When her parents inform her that they're going on a road trip, Bonnie decides to bring every single one of the toys along for the ride in their RV. In the meantime, Woody immediately takes Forky under his wing. He spends much of his time trying to keep his new friend from tossing himself into garbage cans. The spork declares himself trash and calmly explains to Woody that the cans make him feel safe and warm. The lovable cowboy tries to extol the importance of being a child's toy and that Forky is a toy, just like the rest of them. When the friends are separated from the rest of the group during the trip, they forge a friendship that neither one expected.

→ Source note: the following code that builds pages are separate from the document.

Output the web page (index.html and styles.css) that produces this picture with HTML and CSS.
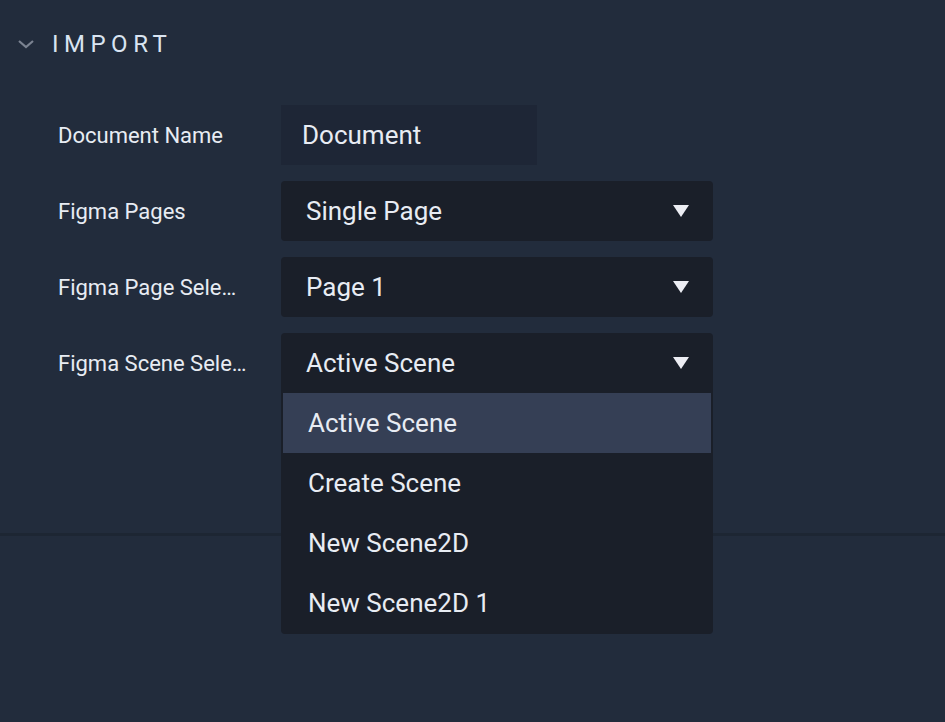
FILE: index.html
```html
<!DOCTYPE html>
<html>
<head>
<meta charset="utf-8">
<link rel="stylesheet" href="styles.css">
</head>
<body>
<div class="panel">
  <div class="header">
    <svg class="chev" width="18" height="10" viewBox="0 0 18 10"><path d="M2 2 L9 8 L16 2" fill="none" stroke="#7b8391" stroke-width="2.2"/></svg>
    <span class="title">IMPORT</span>
  </div>
  <div class="rows">
    <div class="row">
      <div class="label">Document Name</div>
      <div class="input">Document</div>
    </div>
    <div class="row">
      <div class="label">Figma Pages</div>
      <div class="select"><span>Single Page</span><span class="arrow"></span></div>
    </div>
    <div class="row">
      <div class="label">Figma Page Selection</div>
      <div class="select"><span>Page 1</span><span class="arrow"></span></div>
    </div>
    <div class="row">
      <div class="label">Figma Scene Selection</div>
      <div class="select-wrap">
        <div class="select open"><span>Active Scene</span><span class="arrow"></span></div>
        <ul class="menu">
          <li class="item active">Active Scene</li>
          <li class="item">Create Scene</li>
          <li class="item">New Scene2D</li>
          <li class="item">New Scene2D 1</li>
        </ul>
      </div>
    </div>
  </div>
</div>
<div class="divider"></div>
<div class="lower"></div>
</body>
</html>
```
FILE: styles.css
```css
html, body {
  margin: 0;
  padding: 0;
  background: #222c3c;
  font-family: Roboto, "Noto Sans", sans-serif;
  color: #e8ecf3;
}
.panel {
  position: relative;
  z-index: 2;
  height: 533px;
}
.header {
  display: flex;
  align-items: center;
  height: 88px;
  padding-left: 17px;
}
.chev {
  margin-right: 17px;
}
.title {
  font-size: 24px;
  letter-spacing: 5.5px;
  color: #d9e4f1;
}
.rows {
  display: flex;
  flex-direction: column;
  gap: 16px;
  padding-top: 17px;
}
.row {
  display: flex;
  align-items: center;
  height: 60px;
}
.label {
  width: 189px;
  margin-left: 58px;
  margin-right: 34px;
  font-size: 22px;
  white-space: nowrap;
  overflow: hidden;
  text-overflow: ellipsis;
}
.input {
  width: 235px;
  height: 60px;
  padding-left: 21px;
  display: flex;
  align-items: center;
  background: #1e2636;
  font-size: 26px;
}
.select-wrap {
  position: relative;
}
.select {
  box-sizing: border-box;
  width: 432px;
  height: 60px;
  padding: 0 24px 0 25px;
  display: flex;
  align-items: center;
  justify-content: space-between;
  background: #1a1f29;
  border-radius: 4px;
  font-size: 26px;
}
.select.open {
  border-radius: 4px 4px 0 0;
}
.arrow {
  width: 0;
  height: 0;
  border-left: 8px solid transparent;
  border-right: 8px solid transparent;
  border-top: 12px solid #ecedf3;
}
.menu {
  position: absolute;
  z-index: 10;
  top: 60px;
  left: 0;
  width: 432px;
  margin: 0;
  padding: 0 0 1px;
  list-style: none;
  background: #1a1f29;
  border-radius: 0 0 4px 4px;
  box-sizing: border-box;
}
.item {
  height: 60px;
  display: flex;
  align-items: center;
  padding-left: 27px;
  font-size: 26px;
}
.item.active {
  margin: 0 2px;
  padding-left: 25px;
  background: #353f55;
}
.divider {
  position: relative;
  z-index: 1;
  height: 3px;
  background: #1d2633;
}
.lower {
  height: 186px;
}
```
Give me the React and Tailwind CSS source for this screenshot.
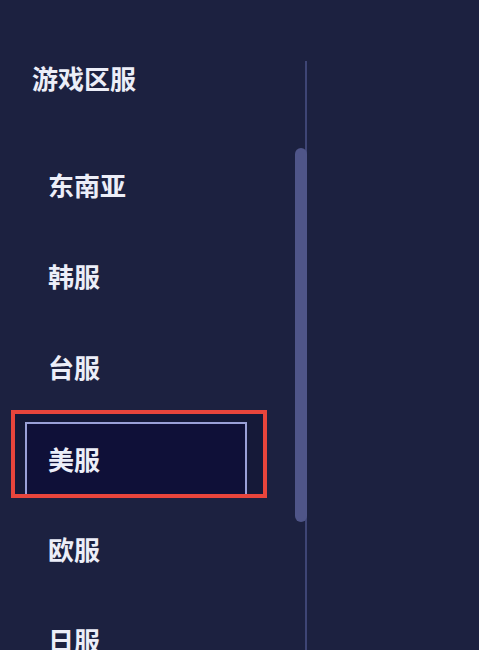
import React from "react";

const items = ["东南亚", "韩服", "台服", "美服", "欧服", "日服"];

export default function App() {
  return (
    <div
      className="w-[479px] h-[650px] bg-[#1c2140] flex overflow-hidden text-[#eceef8]"
      style={{ fontFamily: '"Noto Sans CJK SC", "Noto Sans", sans-serif' }}
    >
      <div className="w-[295px] flex flex-col shrink-0">
        <div className="h-[139px] pt-[65px] pl-[32px] text-[26px] leading-none font-bold shrink-0">
          游戏区服
        </div>
        <div className="flex flex-col pl-[25px]">
          {items.map((name) => {
            const selected = name === "美服";
            return (
              <div key={name} className="relative h-[91px] flex items-center shrink-0">
                {selected && (
                  <div className="absolute left-[-14px] top-[-2px] w-[256px] h-[88px] border-4 border-[#e8453c] bg-[#151938]" />
                )}
                <div
                  className={
                    selected
                      ? "relative h-[72px] w-[222px] pl-[21px] flex items-center border-t-2 border-x-2 border-[#9aa0d8] bg-[#0f1038]"
                      : "h-[72px] w-[222px] pl-[23px] flex items-center"
                  }
                >
                  <span className="text-[26px] leading-none font-bold">{name}</span>
                </div>
              </div>
            );
          })}
        </div>
      </div>
      <div className="relative w-[12px] shrink-0 h-full">
        <div className="absolute right-0 top-[61px] bottom-0 w-[2px] bg-[#3e4575]" />
        <div className="absolute left-0 top-[148px] h-[374px] w-[12px] rounded-full bg-[#4f5588]" />
      </div>
      <div className="flex-1 bg-[#1c2140]" />
    </div>
  );
}
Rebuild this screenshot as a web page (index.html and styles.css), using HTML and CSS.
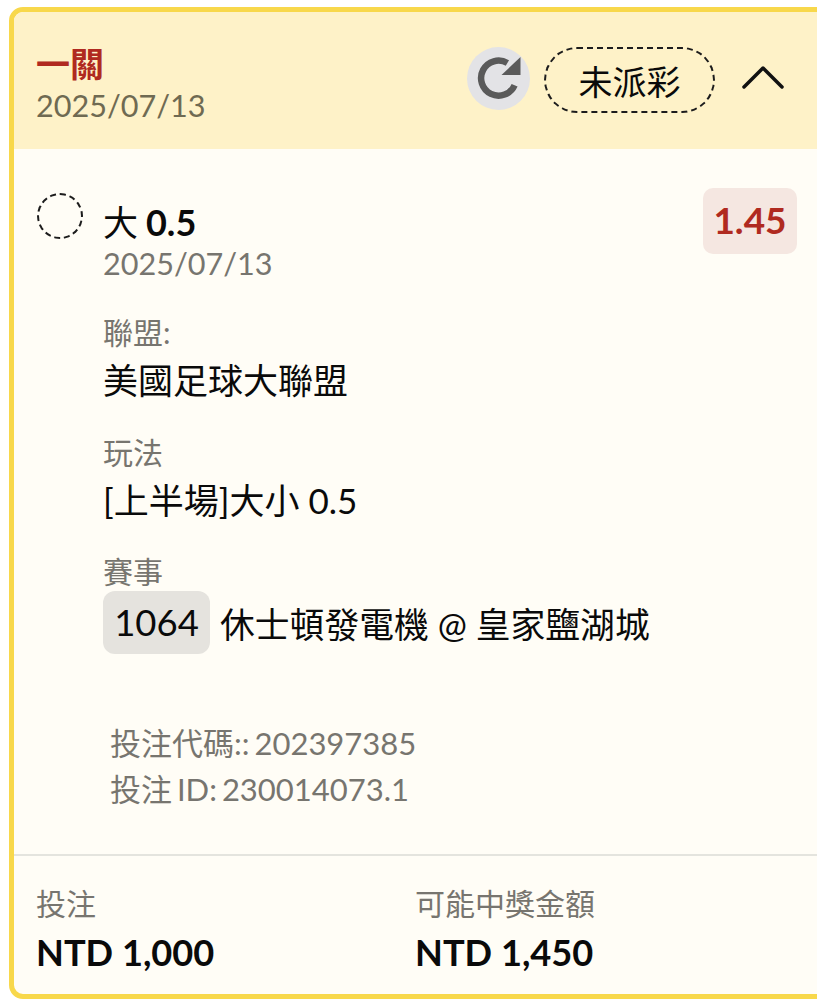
FILE: index.html
```html
<!DOCTYPE html>
<html lang="zh-Hant">
<head>
    <meta charset="UTF-8">
    <title>投注紀錄</title>
    <link rel="stylesheet" href="styles.css">
</head>
<body>
    <div class="card">
        <div class="card-header">
            <div class="title-block">
                <div class="bet-type">一關</div>
                <div class="bet-date">2025/07/13</div>
            </div>
            <div class="header-actions">
                <div class="refresh">
                    <svg width="46" height="46" viewBox="0 0 46 46">
                        <path class="refresh-arc" d="M38.6 30.2A17.5 17.5 0 1 1 31.4 8"/>
                        <path class="refresh-head" d="M44.5 2V20H25.5Z"/>
                    </svg>
                </div>
                <div class="status">未派彩</div>
                <svg class="chevron" width="42" height="24" viewBox="0 0 42 24">
                    <path d="M2 22L21 3L40 22"/>
                </svg>
            </div>
        </div>

        <div class="card-body">
            <div class="selection">
                <div class="status-dot"></div>
                <div class="selection-main">
                    <div class="selection-name">大 <b>0.5</b></div>
                    <div class="selection-date">2025/07/13</div>
                </div>
                <div class="odds">1.45</div>
            </div>

            <div class="details">
                <div class="detail">
                    <div class="detail-label">聯盟:</div>
                    <div class="detail-value">美國足球大聯盟</div>
                </div>
                <div class="detail">
                    <div class="detail-label">玩法</div>
                    <div class="detail-value">[上半場]大小 0.5</div>
                </div>
                <div class="detail">
                    <div class="detail-label">賽事</div>
                    <div class="detail-value match">
                        <span class="match-no">1064</span>
                        <span class="match-name">休士頓發電機 @ 皇家鹽湖城</span>
                    </div>
                </div>
            </div>

            <div class="codes">
                <div>投注代碼:: 202397385</div>
                <div>投注 ID: 230014073.1</div>
            </div>
        </div>

        <div class="card-footer">
            <div class="amount">
                <div class="amount-label">投注</div>
                <div class="amount-value">NTD 1,000</div>
            </div>
            <div class="amount">
                <div class="amount-label">可能中獎金額</div>
                <div class="amount-value">NTD 1,450</div>
            </div>
        </div>
    </div>
</body>
</html>
```

FILE: styles.css
```css
html, body {
    margin: 0;
    padding: 0;
    background: #ffffff;
}

body {
    width: 817px;
    height: 1000px;
    overflow: hidden;
    font-family: Lato, "Noto Sans CJK TC", sans-serif;
    color: #0a0a0a;
}

/* the card runs past the right edge of the window */
.card {
    box-sizing: border-box;
    width: 840px;
    height: 992px;
    margin: 7px 0 0 9px;
    border: 5px solid #f8d84b;
    border-radius: 14px;
    background: #fffdf6;
    overflow: hidden;
    display: flex;
    flex-direction: column;
}

.card-header {
    height: 137px;
    flex-shrink: 0;
    box-sizing: border-box;
    padding: 0 60px 0 22px;
    background: #fef2c8;
    display: flex;
    align-items: center;
    justify-content: space-between;
}

.title-block {
    margin-top: 5px;
}

.bet-type {
    font-size: 34px;
    line-height: 46px;
    font-weight: 700;
    color: #b02a20;
}

.bet-date {
    font-size: 30.6px;
    line-height: 38px;
    color: #6f6a52;
}

.header-actions {
    display: flex;
    align-items: center;
    margin-top: -1px;
}

.refresh {
    width: 63px;
    height: 63px;
    margin-top: -4px;
    border-radius: 50%;
    background: #e3e3e6;
    display: flex;
    align-items: center;
    justify-content: center;
}

.refresh-arc {
    fill: none;
    stroke: #5a5a5a;
    stroke-width: 6.5;
}

.refresh-head {
    fill: #5a5a5a;
}

.status {
    box-sizing: border-box;
    width: 171px;
    height: 66px;
    margin-left: 14px;
    border: 2px dashed #1c1c1c;
    border-radius: 33px;
    font-size: 34px;
    display: flex;
    align-items: center;
    justify-content: center;
}

.chevron {
    margin-left: 27px;
    margin-top: -6px;
}

.chevron path {
    fill: none;
    stroke: #111111;
    stroke-width: 3.5;
    stroke-linecap: round;
    stroke-linejoin: round;
}

.card-body {
    flex: 1;
    padding: 39px 47px 0 22px;
}

.selection {
    display: flex;
    align-items: flex-start;
}

.status-dot {
    box-sizing: border-box;
    width: 46px;
    height: 46px;
    margin: 5px 0 0 1px;
    border: 2px dashed #1c1c1c;
    border-radius: 50%;
    flex-shrink: 0;
}

.selection-main {
    flex: 1;
    margin-left: 20px;
    padding-top: 12px;
}

.selection-name {
    font-size: 35px;
    line-height: 44px;
    word-spacing: -1px;
}

.selection-name b {
    font-size: 36px;
}

.selection-date {
    font-size: 30.6px;
    line-height: 40px;
    color: #77756f;
}

.odds {
    box-sizing: border-box;
    width: 94px;
    height: 66px;
    padding-bottom: 3px;
    border-radius: 10px;
    background: #f5e7e1;
    color: #b02a20;
    font-size: 37px;
    font-weight: 700;
    display: flex;
    align-items: center;
    justify-content: center;
}

.details {
    margin-left: 67px;
    margin-top: 27px;
}

.detail {
    margin-bottom: 22.5px;
}

.detail-label {
    font-size: 30px;
    line-height: 42px;
    color: #77756f;
}

.detail-value {
    font-size: 35px;
    line-height: 55px;
}

.match {
    display: flex;
    align-items: center;
    gap: 10px;
    margin-top: -1px;
}

.match-no {
    box-sizing: border-box;
    width: 107px;
    height: 63px;
    border-radius: 12px;
    background: #e5e3de;
    display: flex;
    align-items: center;
    justify-content: center;
    font-size: 36.5px;
}

.match-name {
    font-size: 34.8px;
    position: relative;
    top: 2px;
}

.codes {
    margin-left: 74px;
    margin-top: 66px;
    font-size: 31px;
    line-height: 46px;
    word-spacing: -3px;
    color: #77756f;
}

.card-footer {
    height: 140px;
    flex-shrink: 0;
    box-sizing: border-box;
    border-top: 2px solid #e4e4de;
    padding: 25px 0 0 22px;
    display: flex;
}

.amount {
    width: 379px;
}

.amount-label {
    font-size: 30px;
    line-height: 44px;
    color: #77756f;
}

.amount-value {
    font-size: 36.2px;
    line-height: 54px;
    font-weight: 700;
}
```
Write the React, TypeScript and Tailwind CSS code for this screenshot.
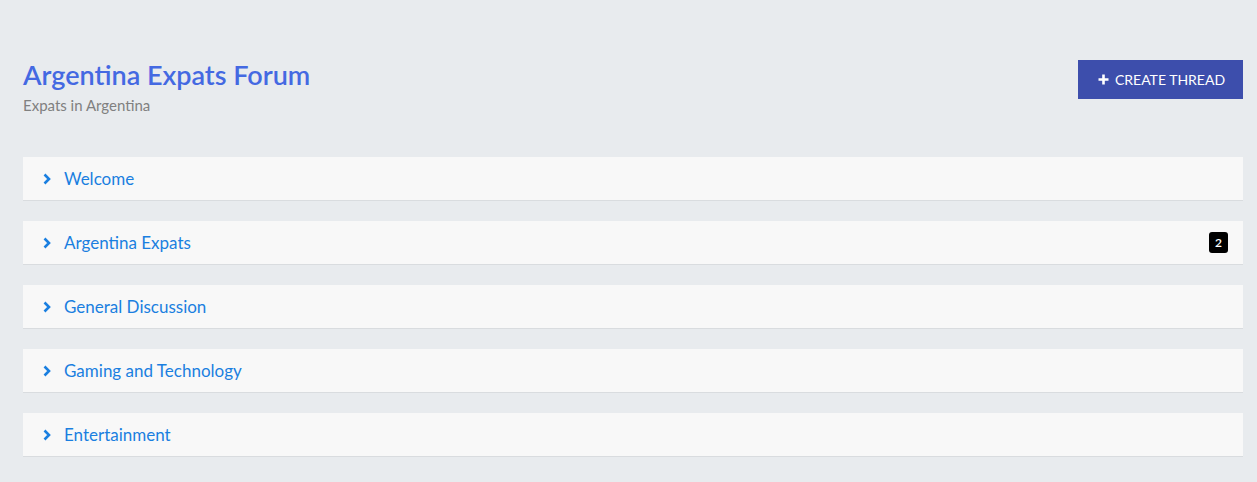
import React from "react";

const rows = [
  { name: "Welcome" },
  { name: "Argentina Expats", badge: "2" },
  { name: "General Discussion" },
  { name: "Gaming and Technology" },
  { name: "Entertainment" },
];

function Chevron() {
  return (
    <svg width="8" height="12" viewBox="0 0 8 12" className="shrink-0">
      <path d="M1.5 1.5 L6 6 L1.5 10.5" fill="none" stroke="#1a7fe0" strokeWidth="2.6" strokeLinejoin="miter" />
    </svg>
  );
}

export default function App() {
  return (
    <div
      className="min-h-[482px] w-full bg-[#e8ebee] px-[23px] pt-[60px]"
      style={{ fontFamily: "Lato, 'Open Sans', sans-serif" }}
    >
      <div className="flex items-start justify-between">
        <div>
          <h1 className="text-[27px] font-semibold leading-[30px] text-[#4469e2]">Argentina Expats Forum</h1>
          <div className="mt-[6px] text-[15px] leading-[18px] text-[#808080]">Expats in Argentina</div>
        </div>
        <button className="mr-[-9px] flex h-[39px] w-[165px] items-center justify-center gap-[6px] bg-[#3d4eac] pl-[2px] text-[14px] text-white">
          <svg width="11" height="11" viewBox="0 0 11 11">
            <path d="M5.5 0.5 V10.5 M0.5 5.5 H10.5" stroke="white" strokeWidth="2.6" />
          </svg>
          CREATE THREAD
        </button>
      </div>
      <div className="mr-[-9px] mt-[43px] flex flex-col gap-[20px]">
        {rows.map((r) => (
          <div
            key={r.name}
            className="flex h-[44px] items-center border-b border-[#d9dcdf] bg-[#f8f8f8] pl-[20px] pr-[15px]"
          >
            <Chevron />
            <span className="ml-[13px] text-[17px] text-[#1a7fe0]">{r.name}</span>
            {r.badge && (
              <span className="ml-auto flex h-[21px] w-[19px] items-center justify-center rounded-[3px] bg-black text-[12px] font-semibold text-white">
                {r.badge}
              </span>
            )}
          </div>
        ))}
      </div>
    </div>
  );
}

Great performances by Christina Hendricks (Gabby Gabby), Keanu Reeves (Duke Caboom) Keegan-Michael Key and Jordan Peele (Ducky and Bunny), as well as the old familiar friends, Tim Allen (Buzz Lightyear), Joan Cusack (Jessie), Wallace Shawn (Rex), John Ratzenberger (Hamm), and Estelle Harris (Mrs. Potato Head). It's a rich, deep story, one filled with metaphors that will go over a child's head, but as an adult, you'll notice them and understand. Without spoiling anything, my heart literally sank at the ending, completely out of left field, of what has been ingrained in our minds all of these years. Some people will disagree, and some won't. Worth a watch regardless.